The official arrival of iOS 16 has made a handful of audio upgrades available to iPhone users, the key one being Personalized Spatial Audio, a feature that taps the iPhone’s TrueDepth camera to create a profile tuned for the listener’s ears when using AirPods Pro (1st or 2nd generation), AirPods Max, AirPods 3, or Beats Fit Pro headphones. Apple Music subscribers should by now be well-acquainted with the benefits of Spatial Audio, but there are other Apple Music-specific features arriving with iOS 16 that make the service easier and more enjoyable to use.
Full-screen music player
When playing tracks in Apple Music, the app’s lock screen widget now shows which Apple devices (e.g., AirPods Pro, AirPods Max) are connected via Bluetooth. But that’s just a minor change. You can now press on the widget and it expands, giving you a full-screen view of the album cover art, along with controls like a button to jump to the Playing Next screen and the “3 dots” that call up options to Add to Library or Playlist, Show Album, Create Station, and Love (or dislike) tracks.
This change isn’t a huge one by any means, but it does improve the speed with which you can carry out multiple Apple Music functions on your phone. More importantly, it works the same for some of the other best music streaming apps like Tidal and Spotify, along with internet radio and podcasting ones.
Expanded volume HUD
Another Apple Music tweak – and one that you’ll see when you tap to access that full-screen player – is an expanded volume HUD. The volume slider now matches the full width of the track playback bar, which is not just an aesthetic improvement, but one that makes adjusting volume easier and allows for more granular loudness changes. The bar also swells up and illuminates as you make adjustments, which further improves usability.

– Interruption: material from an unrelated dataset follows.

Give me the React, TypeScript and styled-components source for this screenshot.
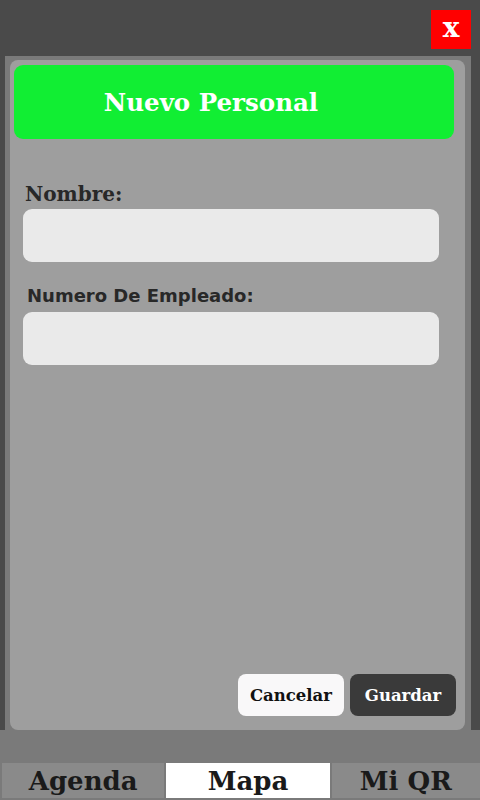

Is this a consequential change? Not necessarily, but I often find myself frustrated with the lack of onscreen controls to adjust volume in apps, a situation that leads me to – gasp! – press the hardware volume up/down buttons on the iPhone’s side panel. Notably, because the Tidal music service that I also use regularly has no volume slider on its full-screen iOS app, I’m required to make multiple screen presses to access that control. So the new expanded and easily accessible volume control slider is a good example of why Apple Music rocks.

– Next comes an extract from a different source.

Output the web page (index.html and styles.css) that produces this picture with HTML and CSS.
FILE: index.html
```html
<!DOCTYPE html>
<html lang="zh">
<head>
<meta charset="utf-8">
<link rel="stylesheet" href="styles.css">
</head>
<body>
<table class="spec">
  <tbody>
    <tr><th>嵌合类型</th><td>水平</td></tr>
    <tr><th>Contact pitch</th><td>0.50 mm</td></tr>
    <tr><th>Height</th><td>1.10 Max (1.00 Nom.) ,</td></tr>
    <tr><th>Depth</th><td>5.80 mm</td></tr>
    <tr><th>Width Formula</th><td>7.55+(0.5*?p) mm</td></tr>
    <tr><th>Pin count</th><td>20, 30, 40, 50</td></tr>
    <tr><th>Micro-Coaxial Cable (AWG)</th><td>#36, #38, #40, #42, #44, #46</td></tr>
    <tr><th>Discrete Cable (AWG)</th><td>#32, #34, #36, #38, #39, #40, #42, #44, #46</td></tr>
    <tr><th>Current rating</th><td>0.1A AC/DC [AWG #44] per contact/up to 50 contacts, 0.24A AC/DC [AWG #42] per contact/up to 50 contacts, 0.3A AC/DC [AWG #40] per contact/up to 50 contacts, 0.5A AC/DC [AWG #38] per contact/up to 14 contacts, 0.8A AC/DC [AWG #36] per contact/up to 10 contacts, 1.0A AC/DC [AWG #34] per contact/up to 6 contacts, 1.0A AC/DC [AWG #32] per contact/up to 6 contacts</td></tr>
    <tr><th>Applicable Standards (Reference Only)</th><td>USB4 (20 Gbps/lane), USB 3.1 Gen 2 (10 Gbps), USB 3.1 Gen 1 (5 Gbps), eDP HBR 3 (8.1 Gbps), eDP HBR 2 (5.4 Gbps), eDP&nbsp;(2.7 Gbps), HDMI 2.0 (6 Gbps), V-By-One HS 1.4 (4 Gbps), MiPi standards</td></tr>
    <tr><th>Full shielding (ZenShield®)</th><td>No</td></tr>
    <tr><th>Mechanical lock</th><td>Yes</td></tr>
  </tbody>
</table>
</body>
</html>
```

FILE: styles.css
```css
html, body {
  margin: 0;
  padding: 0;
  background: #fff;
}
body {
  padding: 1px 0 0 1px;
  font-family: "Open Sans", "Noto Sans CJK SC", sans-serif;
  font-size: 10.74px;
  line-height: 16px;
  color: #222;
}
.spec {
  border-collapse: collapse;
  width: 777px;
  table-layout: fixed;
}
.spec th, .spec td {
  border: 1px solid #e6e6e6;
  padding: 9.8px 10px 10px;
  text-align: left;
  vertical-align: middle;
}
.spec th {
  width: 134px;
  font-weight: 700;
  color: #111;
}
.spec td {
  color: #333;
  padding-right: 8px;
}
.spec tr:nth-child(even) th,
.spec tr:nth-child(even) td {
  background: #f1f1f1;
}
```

Another useful feature that has been added to Apple Music with iOS 16 is playlist sorting. Previously, playlists created in the app reflected the order in which tracks were added to it: first track first, last track last. Now, hitting the three dots button at the top of the Apple Music screen in Playlist view calls up a Sort control with Title, Artist, Album, and Release Date options. Oh yeah, and there’s also an option to revert back to your original playlist order.
Why is sorting playlists important? I have a massive playlist that I created in the early days of the pandemic when there was suddenly time to do such things. It’s basically the soundtrack to my life and reflects the music that was most important to me at various stages from childhood to the present. After upgrading to iOS 16, I immediately thought of a use for the new sorting feature, which would let me listen to those tracks in chronological order. That’s something I had previously wanted to do, but then found myself without the time (or will) to reorder the tracks in a new playlist.

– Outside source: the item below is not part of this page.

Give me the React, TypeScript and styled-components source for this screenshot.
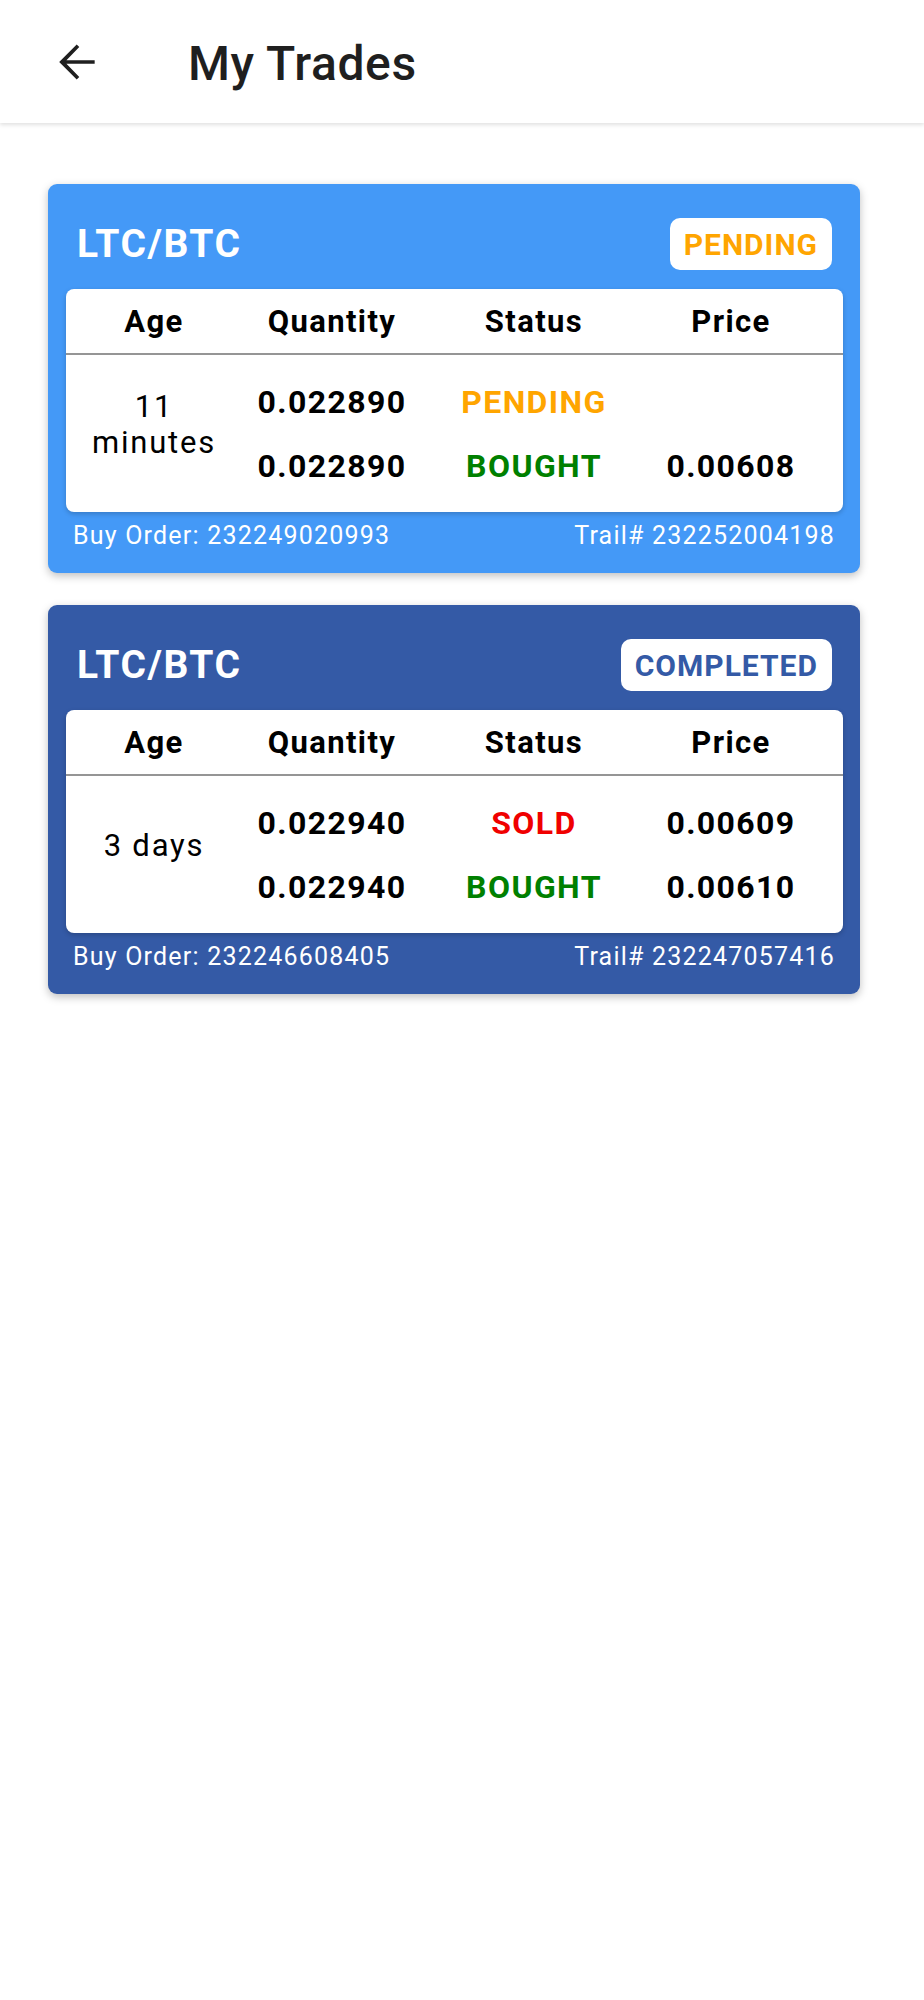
import styled, { createGlobalStyle } from "styled-components";

type Leg = { qty: string; status: "PENDING" | "BOUGHT" | "SOLD"; price: string };

type Trade = {
  pair: string;
  state: "PENDING" | "COMPLETED";
  age: string;
  legs: Leg[];
  buyOrder: string;
  trail: string;
};

const trades: Trade[] = [
  {
    pair: "LTC/BTC",
    state: "PENDING",
    age: "11 minutes",
    legs: [
      { qty: "0.022890", status: "PENDING", price: "" },
      { qty: "0.022890", status: "BOUGHT", price: "0.00608" },
    ],
    buyOrder: "232249020993",
    trail: "232252004198",
  },
  {
    pair: "LTC/BTC",
    state: "COMPLETED",
    age: "3 days",
    legs: [
      { qty: "0.022940", status: "SOLD", price: "0.00609" },
      { qty: "0.022940", status: "BOUGHT", price: "0.00610" },
    ],
    buyOrder: "232246608405",
    trail: "232247057416",
  },
];

const cardColors = {
  PENDING: "#4499f7",
  COMPLETED: "#345aa6",
};

const badgeColors = {
  PENDING: "#ffa500",
  COMPLETED: "#345aa6",
};

const statusColors = {
  PENDING: "#ffa500",
  BOUGHT: "#008000",
  SOLD: "#f00000",
};

const App = () => {
  return (
    <>
      <GlobalStyle />
      <Page>
        <Header>
          <BackButton aria-label="Back">
            <svg width="56" height="56" viewBox="0 0 24 24">
              <path
                fill="#1f1f1f"
                d="M20 11.2H7.9l5.5-5.6L12.3 4.5 4.8 12l7.5 7.5 1.1-1.1-5.5-5.6H20v-1.6z"
              />
            </svg>
          </BackButton>
          <Title>My Trades</Title>
        </Header>

        <List>
          {trades.map((trade, i) => (
            <Card key={i} $bg={cardColors[trade.state]}>
              <CardHeader>
                <Pair>{trade.pair}</Pair>
                <Badge $color={badgeColors[trade.state]}>{trade.state}</Badge>
              </CardHeader>

              <Table>
                <HeadRow>
                  <HeadCell>Age</HeadCell>
                  <HeadCell>Quantity</HeadCell>
                  <HeadCell>Status</HeadCell>
                  <HeadCell>Price</HeadCell>
                </HeadRow>
                <Body>
                  <AgeCell>{trade.age}</AgeCell>
                  {trade.legs.map((leg, j) => (
                    <LegRow key={j}>
                      <ValueCell>{leg.qty}</ValueCell>
                      <ValueCell $color={statusColors[leg.status]}>{leg.status}</ValueCell>
                      <ValueCell>{leg.price}</ValueCell>
                    </LegRow>
                  ))}
                </Body>
              </Table>

              <Footer>
                <span>Buy Order: {trade.buyOrder}</span>
                <span>Trail# {trade.trail}</span>
              </Footer>
            </Card>
          ))}
        </List>
      </Page>
    </>
  );
};

export default App;

const GlobalStyle = createGlobalStyle`
  body {
    margin: 0;
    background: #ffffff;
    font-family: Roboto, "Liberation Sans", sans-serif;
  }
`;

const Page = styled.div`
  width: 924px;
  min-height: 2000px;
  background: #ffffff;
`;

const Header = styled.header`
  height: 123px;
  display: flex;
  align-items: center;
  padding-left: 48px;
  background: #ffffff;
  box-shadow: 0 2px 4px rgba(0, 0, 0, 0.12);
  position: relative;
`;

const BackButton = styled.button`
  width: 56px;
  height: 56px;
  padding: 0;
  border: none;
  background: none;
  display: flex;
`;

const Title = styled.h1`
  margin: 0 0 0 84px;
  padding-top: 4px;
  font-size: 48px;
  line-height: 1;
  font-weight: 500;
  letter-spacing: 0.6px;
  color: #1f1f1f;
`;

const List = styled.div`
  display: flex;
  flex-direction: column;
  gap: 32px;
  padding: 61px 0 0 48px;
`;

const Card = styled.section<{ $bg: string }>`
  width: 812px;
  box-sizing: border-box;
  padding: 0 17px 0 18px;
  border-radius: 9px;
  background: ${({ $bg }) => $bg};
  box-shadow: 0 3px 9px rgba(0, 0, 0, 0.25);
`;

const CardHeader = styled.div`
  display: flex;
  align-items: center;
  justify-content: space-between;
  padding: 34px 11px 19px 11px;
`;

const Pair = styled.h2`
  margin: 0;
  font-size: 39px;
  line-height: 1;
  font-weight: 700;
  letter-spacing: 1.5px;
  color: #ffffff;
`;

const Badge = styled.span<{ $color: string }>`
  height: 52px;
  display: flex;
  align-items: center;
  padding: 0 14px;
  border-radius: 10px;
  background: #ffffff;
  color: ${({ $color }) => $color};
  font-size: 30px;
  font-weight: 700;
  letter-spacing: 1px;
`;

const Table = styled.div`
  background: #ffffff;
  border-radius: 8px;
  box-shadow: 0 2px 5px rgba(0, 0, 0, 0.2);
  color: #000000;
`;

const columns = "176px 180px 224px 170px";

const HeadRow = styled.div`
  display: grid;
  grid-template-columns: ${columns};
  height: 64px;
  align-items: center;
  border-bottom: 2px solid #959595;
`;

const HeadCell = styled.div`
  text-align: center;
  font-size: 31px;
  font-weight: 700;
  letter-spacing: 1.4px;
`;

const Body = styled.div`
  display: grid;
  grid-template-columns: ${columns};
  grid-template-rows: 64px 64px;
  padding: 15px 0 14px;
`;

const AgeCell = styled.div`
  grid-column: 1;
  grid-row: 1 / span 2;
  align-self: center;
  padding: 0 14px 18px;
  text-align: center;
  font-size: 31px;
  line-height: 36px;
  letter-spacing: 1.8px;
`;

const LegRow = styled.div`
  display: contents;
`;

const ValueCell = styled.div<{ $color?: string }>`
  align-self: center;
  text-align: center;
  font-size: 32px;
  font-weight: 700;
  letter-spacing: 1.4px;
  color: ${({ $color }) => $color || "#000000"};
`;

const Footer = styled.div`
  display: flex;
  justify-content: space-between;
  padding: 8px 8px 21px 7px;
  font-size: 25px;
  line-height: 32px;
  letter-spacing: 1.2px;
  color: #ffffff;
`;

Another iOS 16 audio change
While there are multiple other updates to Apple Music, they’re almost too inconsequential to mention. But there’s one overlooked iOS 16 audio update I feel is worth pointing out, mainly because it’s something I’m certain to make use of. When you ask Siri voice control to tell you the name of a song that’s playing, that info now syncs with the Shazam music recognition app. Not only that, but it also syncs with Music Recognition in the iOS Control Center, so you can quickly access a list of songs you’ve searched via either means by pressing that icon.
Yet again, not a game-changing update, but a thoughtful and meaningful one from Apple.